Report on integration of data and publications

22 Nov 2011

Technology can reduce the latency to joining data to publications but there is a lack of common best practice conventions for scholarly publications.

From a researcher perspective, the value of data is that of a first class research object which represents the basis of their research. Researchers discover and use data and analyses from others to formulate new and testable hypothesis before extending the evidence base with empirical data. The implications of first class research objects are that they require preservation, recognition, validation, curation and dissemination which then improve their availability, findability, interpretability and re-usability.

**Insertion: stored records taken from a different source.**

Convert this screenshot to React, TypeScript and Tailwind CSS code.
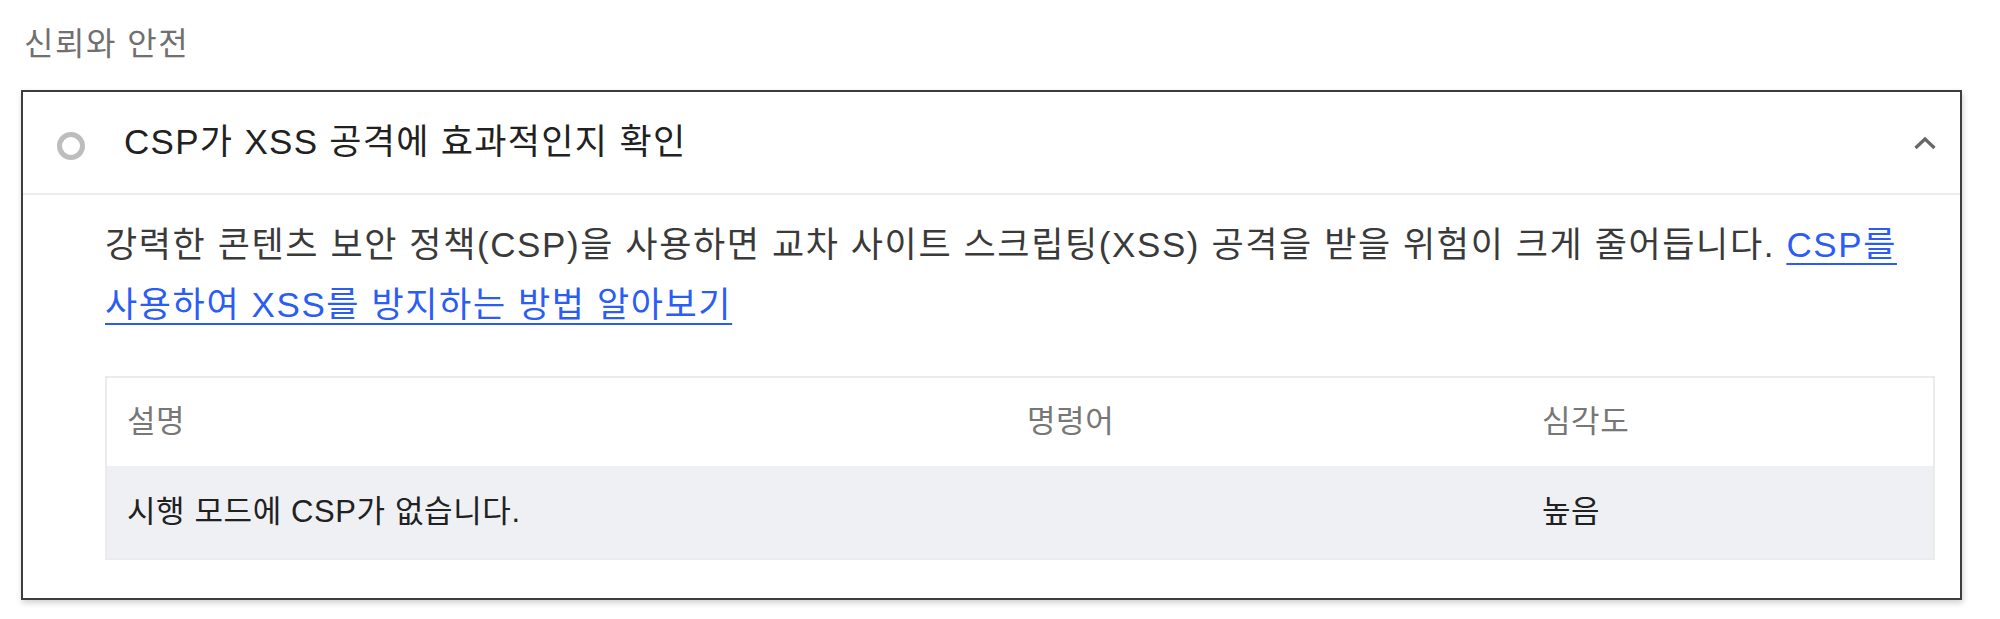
import React from 'react';

const font = 'font-["Liberation_Sans","Noto_Sans_CJK_KR",sans-serif]';

const Chevron = () => (
  <svg width="24" height="14" viewBox="0 0 24 14" className="shrink-0">
    <polyline points="2.5,12 12,3 21.5,12" fill="none" stroke="#666" strokeWidth="3.2" />
  </svg>
);

const App = () => {
  return (
    <div className={`${font} bg-white w-[2000px] h-[619px] pl-[21px] pr-[38px] pt-[20px]`}>
      <div className="h-[48px] leading-[48px] text-[32px] tracking-[1.5px] text-[#707070] pl-[3px]">신뢰와 안전</div>

      <div className="mt-[22px] border-2 border-[#3d3d3d] bg-white shadow-[1px_3px_6px_rgba(0,0,0,0.18)]">
        {/* audit header */}
        <div className="h-[103px] flex items-center pl-[34px] pr-[23px] border-b-2 border-[#ececec]">
          <span className="w-[28px] h-[28px] rounded-full border-[5px] border-[#bdbdbd] mt-[6px] shrink-0" />
          <span className="ml-[39px] flex-1 text-[35px] tracking-[1.3px] text-[#212121]">CSP가 XSS 공격에 효과적인지 확인</span>
          <Chevron />
        </div>

        {/* audit body */}
        <div className="pl-[82px] pr-[25px] pt-[20px] pb-[38px]">
          <p className="text-[35px] tracking-[1.6px] leading-[60px] text-[#3a3a3a] break-keep">
            강력한 콘텐츠 보안 정책(CSP)을 사용하면 교차 사이트 스크립팅(XSS) 공격을 받을 위험이 크게 줄어듭니다.{' '}
            <a href="#" className="text-[#2b5cf6] underline decoration-2 underline-offset-[6px]">
              CSP를 사용하여 XSS를 방지하는 방법 알아보기
            </a>
          </p>

          <div className="mt-[41px] border-2 border-[#ebebeb]">
            <div className="grid grid-cols-[900px_515px_1fr] h-[88px] items-center text-[31px] tracking-[0.6px] text-[#777]">
              <div className="pl-[20px]">설명</div>
              <div className="pl-[20px]">명령어</div>
              <div className="pl-[20px]">심각도</div>
            </div>
            <div className="grid grid-cols-[900px_515px_1fr] h-[92px] items-center bg-[#eff0f4] text-[31px] tracking-[0.6px] text-[#212121]">
              <div className="pl-[20px]">시행 모드에 CSP가 없습니다.</div>
              <div className="pl-[20px]" />
              <div className="pl-[20px]">높음</div>
            </div>
          </div>
        </div>
      </div>
    </div>
  );
};

export default App;
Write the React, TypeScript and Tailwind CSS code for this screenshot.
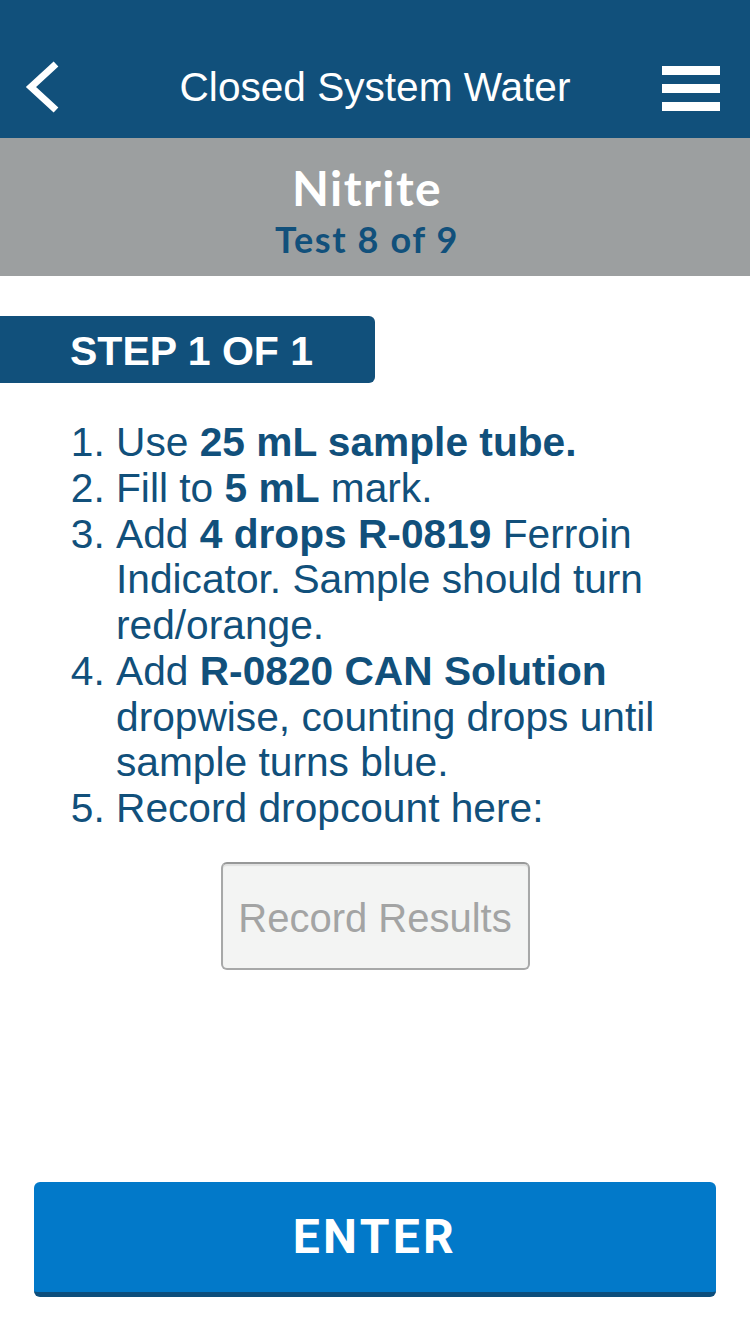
import React from "react";

const steps: React.ReactNode[] = [
	<>
		Use <b>25 mL sample tube.</b>
	</>,
	<>
		Fill to <b>5 mL</b> mark.
	</>,
	<>
		Add <b>4 drops R-0819</b> Ferroin Indicator. Sample should turn red/orange.
	</>,
	<>
		Add <b>R-0820 CAN Solution</b> dropwise, counting drops until sample turns blue.
	</>,
	<>Record dropcount here:</>,
];

const Header: React.FC = () => {
	return (
		<header className="h-[138px] bg-[#11507b] pt-[36px]">
			<div className="grid h-full grid-cols-[1fr_auto_1fr] items-center">
				<div className="pl-[22px]">
					<svg width="40" height="52" viewBox="0 0 40 52" className="block">
						<polyline
							points="34,3 9,26 34,49"
							fill="none"
							stroke="#ffffff"
							strokeWidth="7"
							strokeLinecap="butt"
							strokeLinejoin="miter"
						/>
					</svg>
				</div>
				<h1 className="font-['Liberation_Sans',Arial,sans-serif] text-[40.6px] leading-none text-white">
					Closed System Water
				</h1>
				<div className="flex justify-end pr-[30px]">
					<div className="flex w-[58px] flex-col gap-[9px] pt-[2px]">
						<span className="block h-[9px] bg-white" />
						<span className="block h-[9px] bg-white" />
						<span className="block h-[9px] bg-white" />
					</div>
				</div>
			</div>
		</header>
	);
};

export default function App() {
	return (
		<div className="flex h-[1334px] flex-col bg-white font-['Liberation_Sans',Arial,sans-serif]">
			<Header />
			<section className="flex h-[138px] flex-col items-center bg-[#9c9fa0] pr-[16px] pt-[26px] font-['Lato',sans-serif] font-bold">
				<div className="text-[48px] leading-none tracking-[0.03em] text-white">Nitrite</div>
				<div className="mt-[9px] text-[36px] leading-none tracking-[0.045em] text-[#11507b]">
					Test 8 of 9
				</div>
			</section>

			<div className="mt-[40px] h-[67px] w-[375px] rounded-r-[6px] bg-[#11507b] pl-[70px] pt-[15px]">
				<span className="text-[41px] font-bold leading-none text-white">STEP 1 OF 1</span>
			</div>

			<ol className="mt-[37px] list-decimal pl-[116px] pr-[40px] text-[40.7px] leading-[45.75px] text-[#11507b]">
				{steps.map((s, i) => (
					<li key={i}>{s}</li>
				))}
			</ol>

			<div className="mt-[30px] flex justify-center">
				<button className="flex h-[108px] w-[309px] items-center justify-center rounded-[6px] border-2 border-[#a7a8a8] border-t-[#979898] bg-[#f3f4f3] pt-[4px] shadow-[inset_0_2px_1px_rgba(0,0,0,0.08)]">
					<span className="text-[40px] leading-none text-[#a3a4a4]">Record Results</span>
				</button>
			</div>

			<button className="mx-[34px] mb-[37px] mt-auto flex h-[115px] items-center justify-center rounded-[6px] border-b-[5px] border-[#0d4e7c] bg-[#0279c9]">
				<span className="font-['Roboto',sans-serif] text-[48px] font-bold leading-none tracking-[0.07em] text-white">
					ENTER
				</span>
			</button>
		</div>
	);
}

Researchers perceive and enforce their creator right over the data, choose when and with whom they share it and wish to maintain this control. This need for control is based on perceived legal barriers and misuse, or absence of a trust network common in other forms of scholarly communication; it may be a mixture of both. Researchers want somewhere safe to put their data while maintaining control in order to avoid legal redress and professional misuse, but expect some central organisational structure to pay for these infrastructures. They recognise that many lack sufficient skills to manage their data appropriately, but, importantly, are enthusiastic to change this situation. Researchers see the benefit in joining publications with data in a more formal and agreed convention, but there must be a recognition and credit mechanism for this. They accept this joining as good professional practice and agree that data supporting traditional publication should be available with the publication. Technology can reduce the latency to joining data to publications but there is a lack of common best practice conventions for scholarly publications. Distilled into statements, our desk research has revealed five abstract researcher requirements for integrating data and publication.

1. Researchers need somewhere to put data and make it safe for reuse
2. Researchers need to control its sharing and access
3. Researchers need the ability to integrate data and publication
4. Researchers need to get credit for data as a first class research object
5. Researchers need someone to pay for the costs of data availability and re-use

This report sets out to identify examples of integration between datasets and publications. Findings from existing studies carried out by PARSE.Insight, RIN, SURF and various recent publications are synthesized and examined in relation to three distinct disciplinary groups in order to identify opportunities in the integration of data. These groups are Researchers, Publishers and Libraries/Data centres. Opportunities identified for each group have been scoped against seven criteria:

1. Availability
2. Findability
3. Interpretability
4. Reusability
5. Citability
6. Curation
7. Preservation

Opportunities to improve the linking of data and publications have been identified for each stakeholder group and mapped against each of the criteria in tables at the end of this summary.

Based on an examination of the available research and literature, incentives and barriers relating to data exchange are identified for each disciplinary group. The content of a draft of this report formed the basis of a workshop in June 2011 with professionals from research libraries. The workshop served to validate this opportunities and issues identified in this report.